Por cá, os economistas contactados pelo SOL também reconhecem esses riscos. «Apesar dos bancos serem agora mais seguros do que em 2007, as repercussões políticas e económicas do pós crise estão ainda a ser sentidas. Pode dizer-se que a alavancagem passou das empresas para o consumidor. O crescente boom nos preços em alguns setores, como o imobiliário, deixam alguns sinais preocupantes. Sem dúvida que haverá uma nova crise, a questão será saber se o sistema financeiro ficou agora mais preparado para enfrentar dificuldades», diz ao SOL Nuno Mello, team leader & senior broker da XTB.

Outro fator crítico, de acordo com o responsável, diz respeito ao ressurgimento e ao fortalecimento dos partidos populistas um pouco por toda a Europa que poderão trazer instabilidade. O mesmo acontece com a guerra comercial entre os Estados Unidos e a China, «com a crescente introdução de novas tarifas e sanções comerciais, poderá provocar uma recessão económica a nível mundial».

A opinião é partilhada por Rui Bárbara, economista do Banco Carregosa, que ainda assim acredita que a dimensão da crise será menor do que a de 2008. «É certo que vamos ter uma recessão mais cedo ou mais tarde porque é impossível viver sem recessões. Elas fazem parte dos ciclos económicos e ainda ninguém acabou com os ciclos económicos. Pode é não ser uma crise financeira com o a que começou em 2008, porque essas tendem a ocorrer de 70 em 70 anos», refere ao SOL.

No entanto, lembra que os atuais sinais já considerados preocupantes, como o boom imobiliário e o aumento da concessão de crédito, são consequências da política monetária utilizada para combater os efeitos da crise iniciada em 2008. E deixa uma garantia: «alguns deles, como a concessão de crédito ou os preços do imobiliário, nem sequer estão aos níveis da bolha de pré 2008».

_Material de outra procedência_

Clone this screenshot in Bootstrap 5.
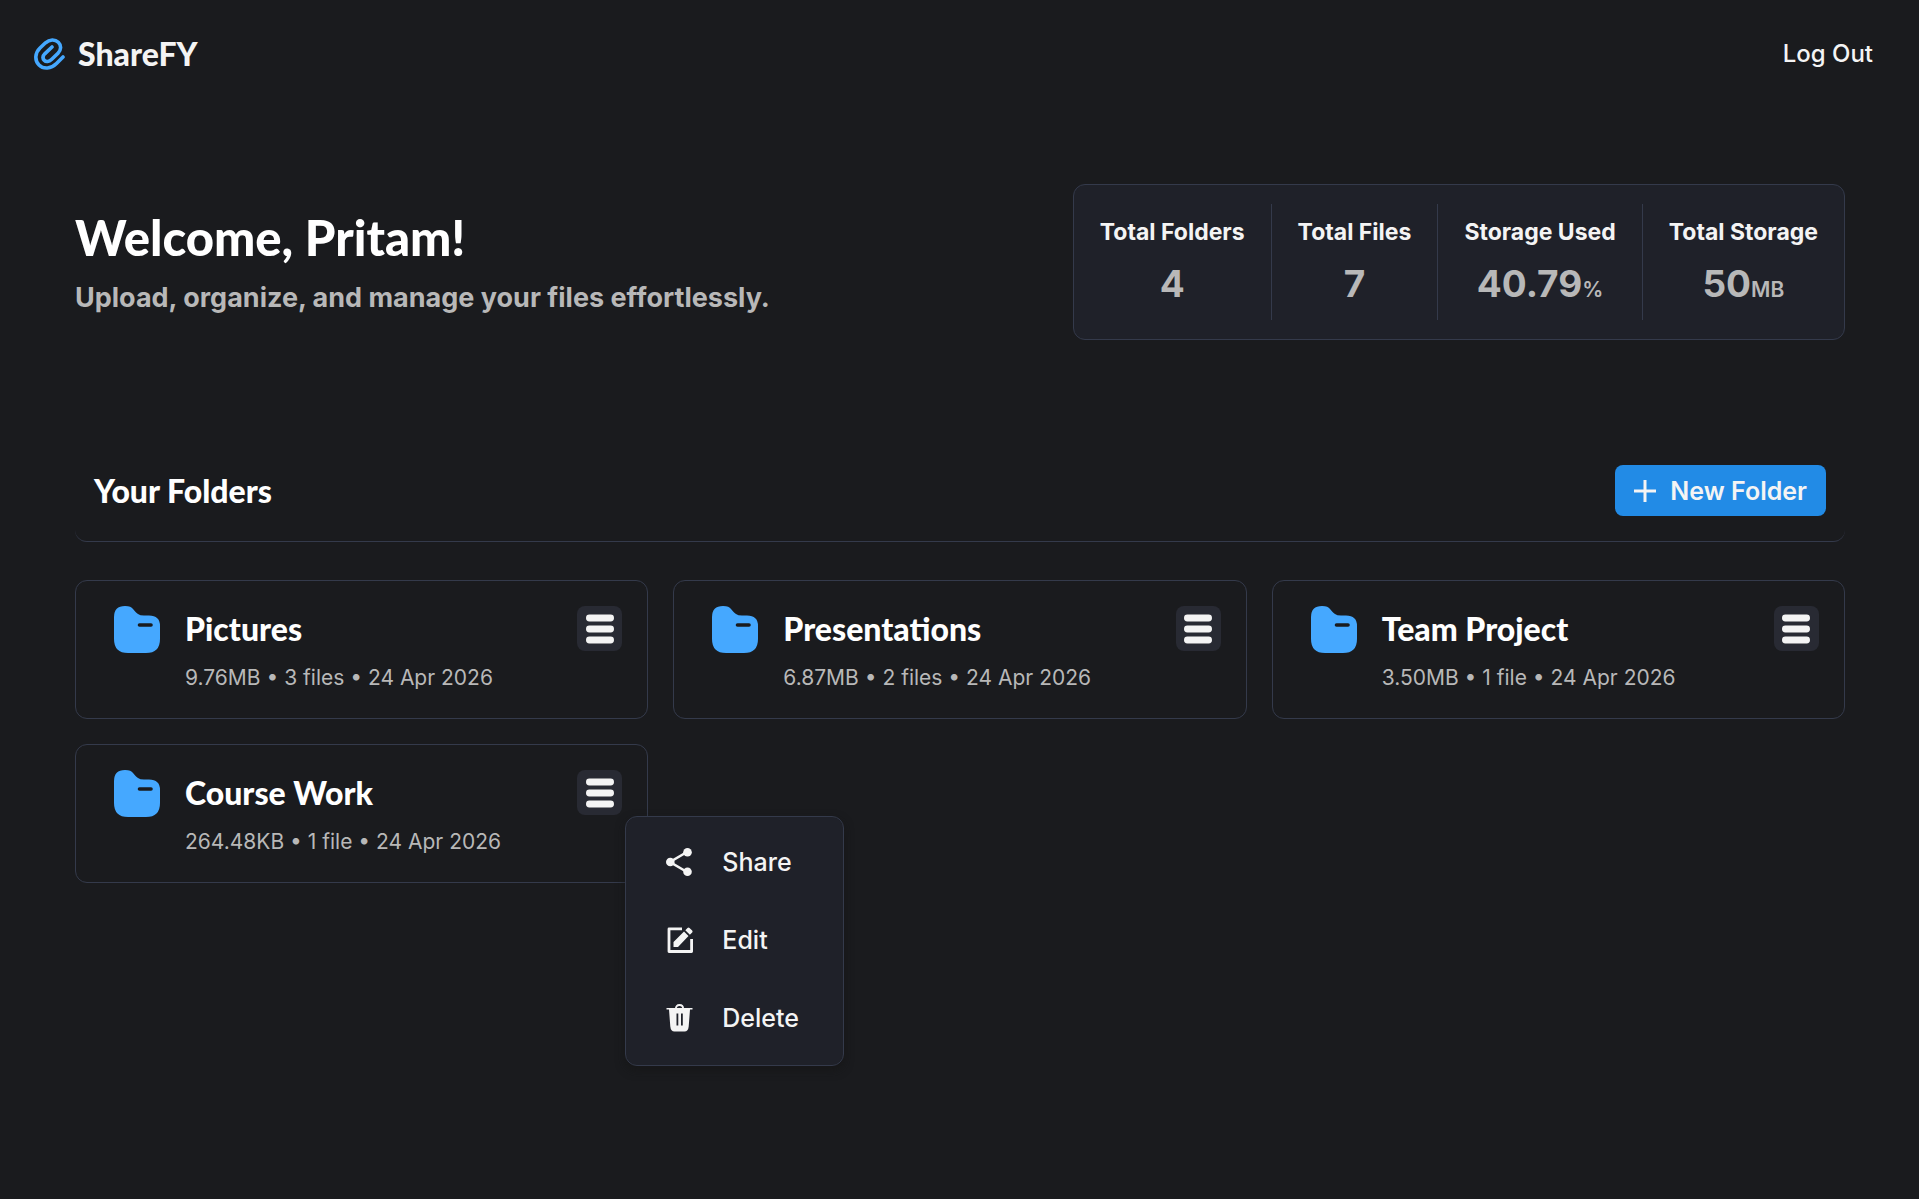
<!DOCTYPE html>
<html lang="en" data-bs-theme="dark">
<head>
<meta charset="utf-8">
<meta name="viewport" content="width=device-width, initial-scale=1">
<title>ShareFY</title>
<link href="https://cdn.jsdelivr.net/npm/bootstrap@5.3.0/dist/css/bootstrap.min.css" rel="stylesheet">
<style>
  body { background: #1a1b1e; color: #f4f4f4; font-family: Inter, "Liberation Sans", sans-serif; font-size: 25px; }
  .display-face { font-family: Lato, "Liberation Sans", sans-serif; font-weight: 900; }
  .site-bar { padding: 30px 46px 30px 33px; }
  .brand { color: #f4f4f4; font-size: 32px; line-height: 48px; gap: 13px; }
  .logout { color: #f4f4f4; font-size: 24px; font-weight: 500; line-height: 48px; }
  .page { padding: 76px 74px 48px 75px; }
  .welcome { font-size: 49px; line-height: 60px; }
  .tagline { color: #b8b8b8; font-size: 27px; font-weight: 700; line-height: 40px; margin-top: 11px; }
  .stats { background: #1f2129; border: 1px solid #343a4b; border-radius: 12px; padding: 19px 0; }
  .stat { padding: 12px 26px; }
  .stat + .stat { border-left: 1px solid #343a4b; }
  .stat dt { font-size: 23px; font-weight: 700; line-height: 32px; }
  .stat dd { color: #b8b8b8; font-size: 37px; font-weight: 700; line-height: 48px; margin-top: 12px; }
  .unit { font-size: 21px; font-weight: 600; line-height: 1; }
  .section-head { margin-top: 106px; padding: 19px; padding-bottom: 25px; border-bottom: 1px solid #343a4b; border-radius: 12px; }
  .section-title { font-size: 32px; line-height: 48px; }
  .btn-create { --bs-btn-bg: #228be6; --bs-btn-color: #f4f4f4; --bs-btn-hover-bg: #1c7ed6; --bs-btn-hover-color: #fff; border: 0; border-radius: 8px; font-size: 25px; font-weight: 600; line-height: 36px; padding: 8px 19px 7px; gap: 14px; }
  .folders { --bs-gutter-x: 25px; --bs-gutter-y: 25px; margin-top: 13px; }
  .folder { border: 1px solid #343a4b; border-radius: 12px; padding: 25px 25px 24px 38px; gap: 25px; }
  .folder-name { font-size: 32px; line-height: 46px; }
  .folder-meta { color: #b8b8b8; font-size: 21px; line-height: 33px; margin-top: 9px; }
  .btn-more { background: #282a33; border: 0; border-radius: 8px; width: 45px; height: 45px; padding: 0; color: #f4f4f4; }
  .actions { --bs-dropdown-bg: #1f2129; --bs-dropdown-link-color: #f4f4f4; --bs-dropdown-border-color: #343a4b; --bs-dropdown-border-radius: 12px; --bs-dropdown-link-hover-bg: #282a33; --bs-dropdown-min-width: 219px; --bs-dropdown-font-size: 25px; top: 46px; left: 48px; padding: 6px 0 8px; box-shadow: 0 4px 10px rgba(20, 20, 20, .6); }
  .actions .dropdown-item { font-weight: 500; line-height: 36px; padding: 21px 40px; gap: 28px; }
</style>
<script src="https://cdn.jsdelivr.net/npm/bootstrap@5.3.0/dist/js/bootstrap.bundle.min.js"></script>
</head>
<body class="min-vh-100">
<svg class="d-none" aria-hidden="true">
  <symbol id="folder" viewBox="0 0 46 47">
    <path fill="#45a8ff" d="M0 11Q0 0 11 0C20 0 19 5 24 8Q26 9.500 30 9.500H35Q46 9.500 46 20V33Q46 47 32 47H14Q0 47 0 33Z"/>
    <path stroke="#1a1b1e" stroke-width="3.600" stroke-linecap="round" d="M25.500 19H37"/>
  </symbol>
  <symbol id="bars" viewBox="0 0 28 30">
    <path stroke="currentColor" stroke-width="6.800" stroke-linecap="round" d="M3.400 4H24.600M3.400 15H24.600M3.400 26H24.600"/>
  </symbol>
</svg>

<nav class="site-bar d-flex justify-content-between align-items-center">
  <a class="brand display-face d-flex align-items-center text-decoration-none" href="#">
    <svg width="32" height="32" viewBox="0 0 32 32" fill="none" stroke="#45a8ff" stroke-width="3.600" stroke-linecap="round" stroke-linejoin="round" aria-hidden="true">
      <path d="M30 19L23.500 25.500C18 31 10.500 31.500 6 27C1.500 22.500 1.800 15 7 10L12.500 4.800C16.500 1.200 22 1 25.300 4.300C28.600 7.600 28.200 12 25 15.200L18.500 21.500C16 24 12.800 24 11.200 22.200C9.600 20.400 9.800 17.800 12 15.600L19 9"/>
    </svg>
    ShareFY
  </a>
  <a class="logout text-decoration-none" href="#">Log Out</a>
</nav>

<main class="page">
  <header class="d-flex flex-wrap justify-content-between align-items-center gap-4">
    <div>
      <h1 class="welcome display-face mb-0">Welcome, Pritam!</h1>
      <p class="tagline mb-0">Upload, organize, and manage your files effortlessly.</p>
    </div>
    <dl class="stats d-flex mb-0 text-center">
      <div class="stat"><dt>Total Folders</dt><dd class="mb-0">4</dd></div>
      <div class="stat"><dt>Total Files</dt><dd class="mb-0">7</dd></div>
      <div class="stat"><dt>Storage Used</dt><dd class="mb-0">40.79<span class="unit">%</span></dd></div>
      <div class="stat"><dt>Total Storage</dt><dd class="mb-0">50<span class="unit">MB</span></dd></div>
    </dl>
  </header>

  <section>
    <div class="section-head d-flex justify-content-between align-items-center">
      <h2 class="section-title display-face mb-0">Your Folders</h2>
      <button type="button" class="btn btn-create d-flex align-items-center">
        <svg width="22" height="22" viewBox="0 0 22 22" stroke="currentColor" stroke-width="3" aria-hidden="true"><path d="M0 11H22M11 0V22"/></svg>
        New Folder
      </button>
    </div>

    <div class="folders row row-cols-1 row-cols-md-2 row-cols-xl-3">
      <div class="col">
        <article class="folder d-flex align-items-start">
          <svg class="flex-shrink-0" width="46" height="47" aria-hidden="true"><use href="#folder"/></svg>
          <div class="flex-grow-1">
            <h3 class="folder-name display-face mb-0">Pictures</h3>
            <p class="folder-meta mb-0">9.76MB • 3 files • 24 Apr 2026</p>
          </div>
          <button type="button" class="btn-more d-flex align-items-center justify-content-center" aria-label="Pictures actions"><svg width="28" height="30" aria-hidden="true"><use href="#bars"/></svg></button>
        </article>
      </div>
      <div class="col">
        <article class="folder d-flex align-items-start">
          <svg class="flex-shrink-0" width="46" height="47" aria-hidden="true"><use href="#folder"/></svg>
          <div class="flex-grow-1">
            <h3 class="folder-name display-face mb-0">Presentations</h3>
            <p class="folder-meta mb-0">6.87MB • 2 files • 24 Apr 2026</p>
          </div>
          <button type="button" class="btn-more d-flex align-items-center justify-content-center" aria-label="Presentations actions"><svg width="28" height="30" aria-hidden="true"><use href="#bars"/></svg></button>
        </article>
      </div>
      <div class="col">
        <article class="folder d-flex align-items-start">
          <svg class="flex-shrink-0" width="46" height="47" aria-hidden="true"><use href="#folder"/></svg>
          <div class="flex-grow-1">
            <h3 class="folder-name display-face mb-0">Team Project</h3>
            <p class="folder-meta mb-0">3.50MB • 1 file • 24 Apr 2026</p>
          </div>
          <button type="button" class="btn-more d-flex align-items-center justify-content-center" aria-label="Team Project actions"><svg width="28" height="30" aria-hidden="true"><use href="#bars"/></svg></button>
        </article>
      </div>
      <div class="col">
        <article class="folder d-flex align-items-start">
          <svg class="flex-shrink-0" width="46" height="47" aria-hidden="true"><use href="#folder"/></svg>
          <div class="flex-grow-1">
            <h3 class="folder-name display-face mb-0">Course Work</h3>
            <p class="folder-meta mb-0">264.48KB • 1 file • 24 Apr 2026</p>
          </div>
          <div class="dropdown">
            <button type="button" class="btn-more d-flex align-items-center justify-content-center" data-bs-toggle="dropdown" aria-expanded="true" aria-label="Course Work actions"><svg width="28" height="30" aria-hidden="true"><use href="#bars"/></svg></button>
            <ul class="actions dropdown-menu show">
              <li><button type="button" class="dropdown-item d-flex align-items-center">
                <svg width="28" height="28" viewBox="0 0 28 28" fill="currentColor" aria-hidden="true"><path stroke="currentColor" stroke-width="2.600" fill="none" d="M21 4L4 14L21 24"/><circle cx="21.500" cy="4.300" r="4.300"/><circle cx="4.300" cy="14" r="4.300"/><circle cx="21.500" cy="23.700" r="4.300"/></svg>
                Share</button></li>
              <li><button type="button" class="dropdown-item d-flex align-items-center">
                <svg width="28" height="28" viewBox="0 0 28 28" fill="currentColor" aria-hidden="true"><path fill="none" stroke="currentColor" stroke-width="2.800" stroke-linejoin="round" d="M16 2.900H3V25.500H25.600V13"/><path d="M7.500 21V16L18 5.500L22.500 10L12 21ZM19.300 4.200L21.500 1.900Q22.500 1 23.500 1.900L26.200 4.600Q27 5.500 26.200 6.400L23.900 8.700Z"/></svg>
                Edit</button></li>
              <li><button type="button" class="dropdown-item d-flex align-items-center">
                <svg width="28" height="28" viewBox="0 0 28 28" fill="currentColor" aria-hidden="true"><path fill="none" stroke="currentColor" stroke-width="1.800" d="M9.800 5Q9.800 1 13.500 1T17.200 5"/><path fill-rule="evenodd" d="M.5 4H26.500V5.600H24L22.700 22.500Q22.200 27.500 18.500 27.500H8.500Q4.800 27.500 4.300 22.500L3 5.600H.5ZM10.500 9.500V21.500H12.300V9.500ZM15 9.500V21.500H16.800V9.500Z"/></svg>
                Delete</button></li>
            </ul>
          </div>
        </article>
      </div>
    </div>
  </section>
</main>
</body>
</html>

Para Rui Bárbara, os sinais mais preocupantes estão relacionados com a dívida dos países (dívida soberana), especialmente dos países desenvolvidos, que é maior do que era em 2008, e com o rendimento real da classe média do mundo ocidental, que está estagnado.

 

Crédito e imobiliário ao rubro 

Mas sem dúvida que o aumento da concessão de crédito é dos fatores críticos e que podem contribuir para o despoletar de uma nova crise. E os números falam por si: o montante concedido pelos bancos para a compra de casa rondou os 919 milhões de euros em julho, o segundo valor mais elevado deste ano. Os dados foram revelados pelo Banco de Portugal e já coincidem com a entrada em vigor das recomendações do regulador. No mês anterior, já na antecipação das novas regras – em que as instituições financeiras foram recomendadas a atribuir novos créditos apenas a clientes que gastem até 50% do seu rendimento líquido com as prestações mensais de todos os empréstimos detidos (habitação e consumo) – foram concedidos 990 milhões de euros, o valor mais elevado desde junho de 2010. Nos meses anteriores, o montante emprestado tinha variado entre os 634 milhões e os 876 milhões de euros mensais.

Mas no acumulado dos primeiros sete meses do ano, o valor do novo crédito à habitação ultrapassou os cinco mil milhões de euros, mais 26,4% do que no mesmo período do ano anterior. Um montante que renova máximos de 2010. Já o saldo na carteira dos bancos rondou os 93 milhões de euros.

Mais moderada foi a concessão do crédito ao consumo, que também está incluído nas recomendações do supervisor, tendo sido emprestados 387 milhões de euros, em julho. Um montante que ficou abaixo dos 419 milhões de euros concedidos um mês antes. No acumulado dos primeiros sete meses do ano, as novas operações ultrapassaram os três mil milhões de euros, mais 17,6% do que no período homólogo.

Também o mercado imobiliário não deixa os especialistas mais tranquilos. Só no primeiro trimestre deste ano, os preços das casas subiram 12,2% em Portugal, depois de já terem aumentado 10,5% em 2017. A subida foi superior nas casas usadas (13%), face à verificada em habitações novas (9,7%).

E a tendência é para continuar a subir. A Standard & Poors (S&P) já divulgou um relatório onde estima que os preços vão subir 9,5% este ano mas que nos próximos anos – em 2019, 2020 e 2021 – vão aumentar menos, respetivamente, 7%, 6% e 5%. Segundo a agência de rating, as pressões vão abrandar com o crescimento económico mais lento, os crescentes custos do endividamento e a deterioração da acessibilidade.

Mas os alertas não ficam por aqui. A queda do valor de moedas emergentes desperta temor de nova crise mundial. O epicentro da crise cambial está na Turquia – desde o começo do ano, a lira turca perdeu quase 40% de seu valor – mas já atingiu a Argentina, África do Sul, Rússia, Índia e Brasil, onde o real voltou ao nível de 2016, período pré-impeachment de Dilma Rousseff.